Poco después me convocaron de la revista El Guardián para hacer una columna. Les propuse hacer “Pensamientos incómodos”. Obviamente me dijeron que lo del incesto era demasiado. Me pareció lógico: si no se lo bancó una revista literaria, ¿qué quedaba para un semanario de interés general? Dije que quería escribir sobre incomodidades más cotidianas, de progre pequebú que vive en contradicción con un mundo muy distinto al de sus ideas y sus deseos. Y así empecé a escribir en El Guardián lo que hasta ese momento era algo así como Pensamientos Incómodos, La Revancha.  

         La columna tenía muy buena repercusión, el público la recibía muy bien y los editores también. Hasta que hubo problemas. Resulta que un día escribí una columna sobre McDonald’s. Una columna que, dentro de todo, terminaba de un comentario elogioso a la cadena de comidas rápidas. Pueden leerla en el libro y comprobarlo. Pero la gerencia de la empresa no lo entendió así. Y amenazó al dueño de la revista con quitar toda la pauta si yo seguía escribiendo. El dueño de la revista era también el dueño de dos de las radios de FM líderes de Buenos Aires. Y la amenaza de levantar la pauta incluía, además de la revista, a las radios. El dueño de la revista, Raúl Moneta, decidió entonces que yo no iba a escribir más en El Guardián.

         Para entonces yo me había dado cuenta ya de que muchas de las cosas que estaba escribiendo seguían la línea de los pensamientos incómodos: una columna en Mu titulada “Crónicas sobre el fin del progresismo”, las crónicas que empecé a escribir en Perfil y los ensayos en La Vanguardia. Y a su vez se sumaban a las columnas que había escrito unos años antes en Miradas al Sur y en THC.

         Así se armó este libro. Con la incomodidad cuantificable en la negación de dos editores a publicarme en una revista literaria, y la posterior expulsión de un empresario, a pedido de uno de los principales anunciantes de un semanario.
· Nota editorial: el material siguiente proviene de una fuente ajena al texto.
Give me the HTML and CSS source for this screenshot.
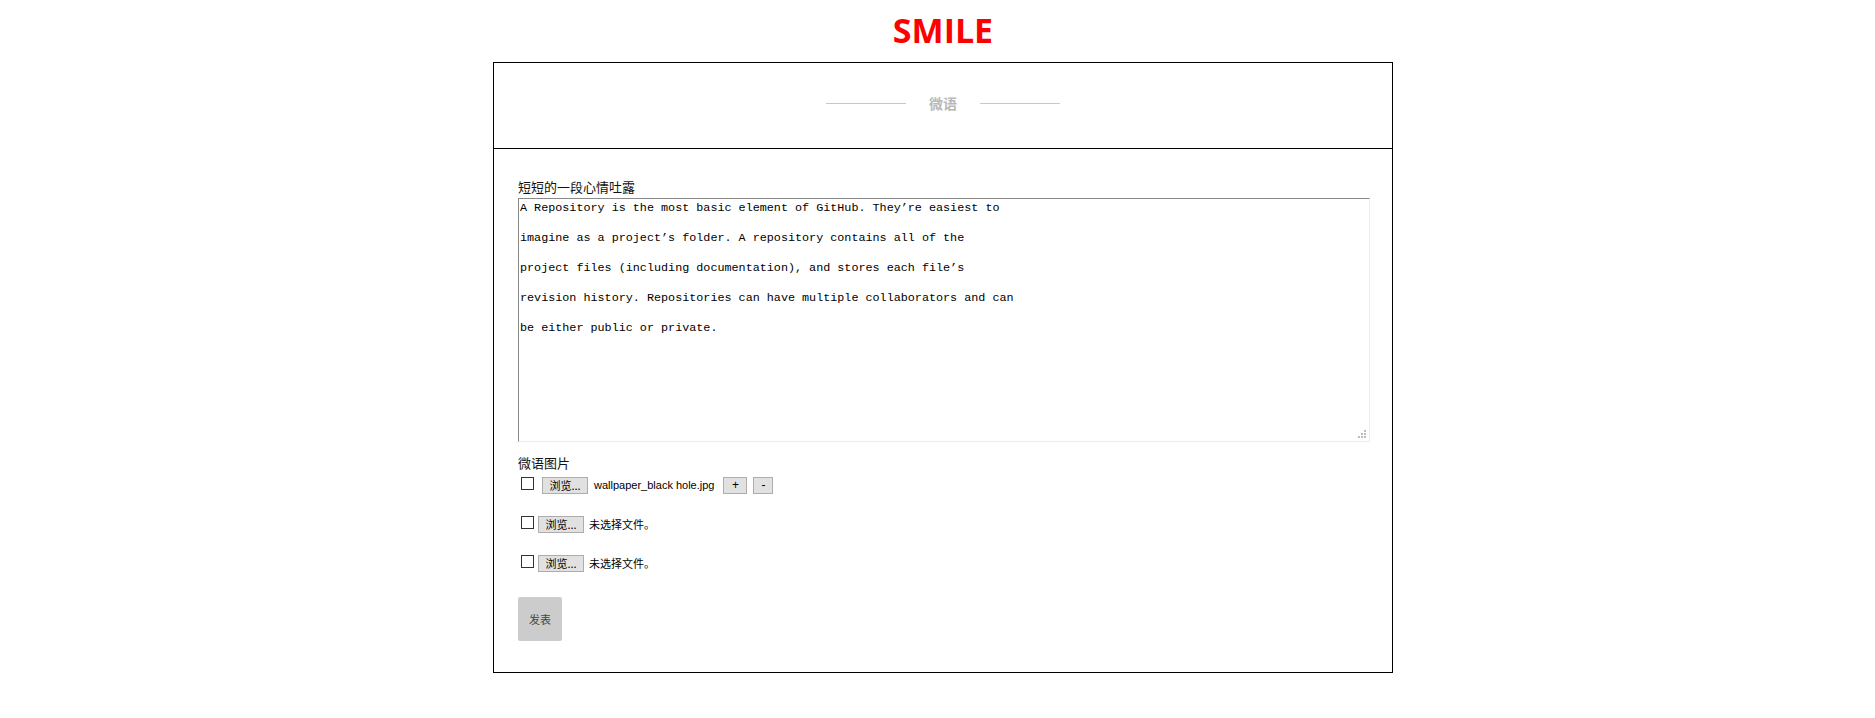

Dos actos que ponen en evidencia una incomodidad explícita por parte de dos medios. Y resulta una enorme respuesta positiva a mi pregunta de si se puede incomodar o no desde un texto.

         En una época en que todo puede ser dicho pero poco puede ser cambiado, es gratificante saber que aún queda, para los textos, la sana costumbre de incomodar. Y es bueno, también, entender cómo funciona la libertad de expresión en este mundo sin límites para el ejercicio de la literatura: todo puede ser dicho, pero no todo puede ser auspiciado. Por eso, el tabú mayor en esta sociedad no es el sexo, ni el incesto, ni la necrofilia: es el dinero. Pero no quiero adelantarme. Mejor pasen y lean. Que siempre nos quedarán los libros.